Curtailing Mafia influence

Dismissing corrupt city councils promoted long-run economic benefits in Italian municipalities.

Source: Andrei Postolache, CC BY 2.0

Italy has long struggled to curtail the influence of organized crime. The Mafia has successfully infiltrated local governments both in its strongholds (like Sicily, Calabria, and Campania) and, more recently, in northern regions.

In a paper in the American Economic Review, authors Alessandra Fenizia and Raffaele Saggio found that an aggressive policy initiated in the 1990s by the Italian central government—city council dismissals (CCDs)—reestablished the legitimacy of local governments and spurred economies in areas dominated by organized crime.

CCDs allow the central government to replace the mayor, executive committee, and city council with experienced career civil servants in local governments deemed to be under the influence of the Mafia. These appointed commissioners run a municipality for 24 to 36 months until new elections occur. 

The authors analyzed over two hundred CCD interventions between 1991 and 2016, using a difference-in-differences technique applied to administrative data on workers, firms, real estate prices, and public finances.
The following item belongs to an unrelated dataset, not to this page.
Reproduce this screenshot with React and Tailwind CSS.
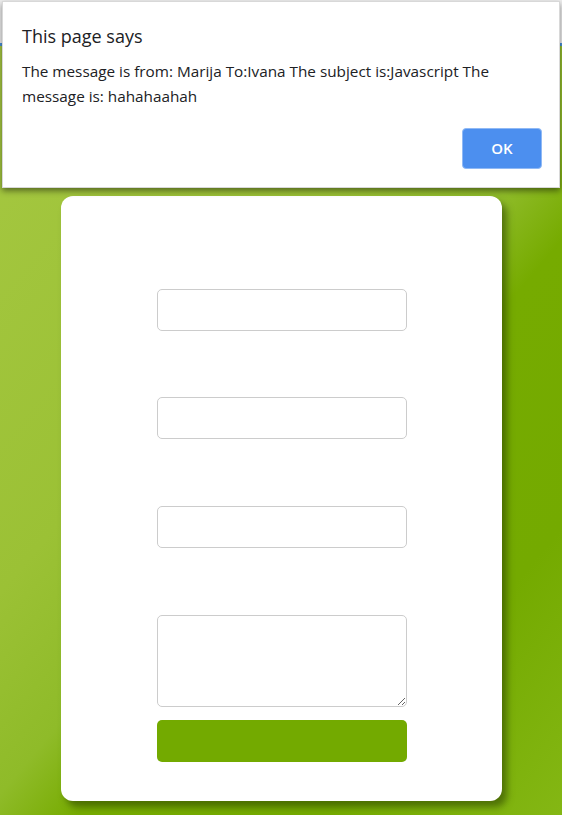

Figure 5 from their paper compares the impact of CCDs related to Mafia infiltration to CCDs related to other matters, such as city council resignations or violations of the law.

 

 

Figure 5 from Fenizia and Saggio (2024)

 

The y-axes show the municipality-level logarithm of employment (panel A), the logarithm of the number of firms (panel B), the logarithm of total wages paid to all individuals employed in a municipality (panel C), and the logarithm of average wages (panel D). The x-axes indicates the time relative to a dismissal. The blue squares represent the estimates of CCDs due to Mafia infiltration compared to control municipalities, and the orange triangles represent estimates of CCDs unrelated to Mafia infiltration. The vertical brackets indicate 95 percent confidence intervals.

Panel A shows that there was little difference between treated and control municipalities in the years leading up to a dismissal. In the first two years following a CCD intervention related to a Mafia infiltration, municipal employment grew slightly, but then started increasing sharply three years after the intervention, suggesting a significant long-run impact. This is in contrast to modest impact on municipalities that saw CCDs unrelated to the Mafia. Panel B shows that the number of firms follows a similar pattern to the number of employees. 

Panel C shows that revamping city councils did not increase the wage bill in municipalities with either type of CCD intervention. Instead, employment increases were offset by wage decreases, as seen in Panel D, in Mafia-related dismissals. The authors find that the decrease in average wage was primarily driven by the entry of new workers employed in low-paying jobs.

Overall, the findings suggest that CCDs can produce large economic gains when they target municipalities infiltrated by organized crime.

Organized Crime and Economic Growth: Evidence from Municipalities Infiltrated by the Mafia appears in the July 2024 issue of the American Economic Review.